With 88 bytes or more, we can safely copy up to 12 arguments (the maximum supported by any wrapped syscall) onto this stack frame without corrupting adjacent frames.

call Instruction — Frame Depth

Finding a call instruction means the function we are in is making sub-calls. This guarantees we are deep enough in the function that there is a proper stack frame established. If the function only did simple register operations and returned immediately (hitting ret before call), the stack frame would be too shallow and the call stack would not look convincing.

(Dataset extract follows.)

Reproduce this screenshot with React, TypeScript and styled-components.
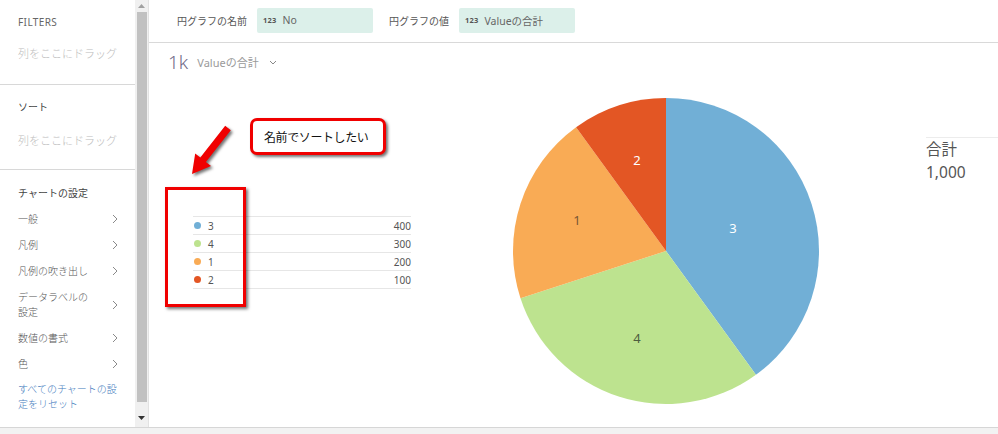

Inside ntdll — Legitimate Origin

For the call stack to be convincing, the syscall must appear to originate from within ntdll.dll. If we hijacked execution in user32.dll, the call stack would show a syscall from user32 (unusual). By waiting until execution is inside ntdll, the final stack frame chain is: ntdll ← user32 ← MessageBoxW — exactly what a legitimate API call looks like.

Module 6 Quiz: Call Stack Construction

Q1: What does the CPU Trap Flag (EFlags bit 8) do when set?

Correct! The Trap Flag (TF) causes the CPU to raise a debug exception (EXCEPTION_SINGLE_STEP) after executing each instruction. The CPU automatically clears TF after each exception. LayeredSyscall re-sets it in the handler to continue tracing.

Q2: What are the three conditions that must be met before the context swap occurs?

The three conditions are: (1) execution must be inside ntdll.dll (range check), (2) a sub rsp, imm8 with the immediate >= 0x58 must be found (sufficient stack space), and (3) a call instruction must be found (deep enough frame). Together they ensure a legitimate, spacious stack frame inside ntdll.

Q3: Why must the sub rsp immediate be at least 0x58 (88 bytes)?

0x58 (88 bytes) provides 32 bytes of shadow space (required by x64 ABI for the first 4 register arguments) plus 56 bytes for up to 8 additional stack arguments. This covers the maximum 12-argument functions that LayeredSyscall supports (like NtCreateUserProcess with 11 arguments).